DCA stands for Dollar-Cost Averaging — a strategy where you invest a fixed amount of money at regular intervals, regardless of the asset’s price. It helps reduce the impact of volatility and removes emotional decision-making.
⏩How to DCA on Binance?
1. Choose the crypto you want to invest in (e.g., Bitcoin).
2. Decide your fixed investment amount (e.g., $50).
3. Set a regular schedule (e.g., every week or every month).
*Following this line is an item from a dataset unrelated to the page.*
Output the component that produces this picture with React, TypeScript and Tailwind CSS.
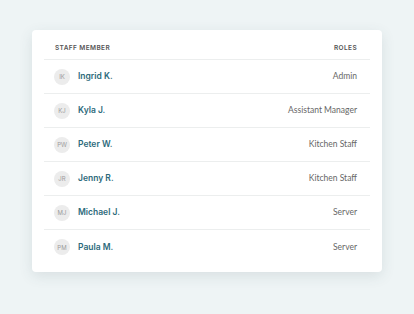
const staff = [
  { initials: "IK", name: "Ingrid K.", role: "Admin" },
  { initials: "KJ", name: "Kyla J.", role: "Assistant Manager" },
  { initials: "PW", name: "Peter W.", role: "Kitchen Staff" },
  { initials: "JR", name: "Jenny R.", role: "Kitchen Staff" },
  { initials: "MJ", name: "Michael J.", role: "Server" },
  { initials: "PM", name: "Paula M.", role: "Server" },
]

const App = () => {
  return (
    <div className="w-[414px] h-[314px] bg-[#eef4f5] pt-[30px] pl-[32px] font-['Inter',sans-serif]">
      {/* card */}
      <div className="w-[350px] h-[242px] bg-white rounded-[4px] shadow-[0_4px_14px_rgba(60,80,90,0.12)] px-[12px]">
        {/* header */}
        <div className="h-[30px] border-b border-[#eceeee] flex items-start justify-between pt-[14px] pl-[11px] pr-[13px] text-[6.5px] leading-[8px] font-semibold tracking-[0.06em] text-[#555]">
          <span>STAFF MEMBER</span>
          <span>ROLES</span>
        </div>

        {/* rows */}
        {staff.map((item, i) => (
          <div
            key={item.name}
            className={`h-[34px] flex items-center justify-between pl-[10px] pr-[13px] ${i < staff.length - 1 ? "border-b border-[#eceeee]" : ""}`}
          >
            <div className="flex items-center gap-[8px]">
              <div className="w-[16px] h-[16px] rounded-full bg-[#ececec] flex items-center justify-center text-[6px] text-[#9a9a9a]">
                {item.initials}
              </div>
              <span className="text-[8.5px] font-semibold text-[#2d6a7b]">{item.name}</span>
            </div>
            <span className="text-[8.5px] text-[#666] font-['Lato',sans-serif]">{item.role}</span>
          </div>
        ))}
      </div>
    </div>
  )
}
export default App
4. Use Binance Auto-Invest or do it manually on your chosen days.
⏩Example:
Let’s say you invest $50 every week into Bitcoin:
Week 1: BTC = $40,000 → You buy 0.00125 BTC
Week 2: BTC = $38,000 → You buy 0.00131 BTC
Week 3: BTC = $42,000 → You buy 0.00119 BTC
Week 4: BTC = $36,000 → You buy 0.00139 BTC
After 4 weeks, you’ve invested $200 and accumulated approx. 0.00514 BTC, with an average cost across different price levels.
⏩Why Use DCA?
Reduces risk of bad timing
Builds discipline
Great for long-term holders
Pro Tip: You can automate DCA on Binance using the Auto-Invest feature — just set it and forget it!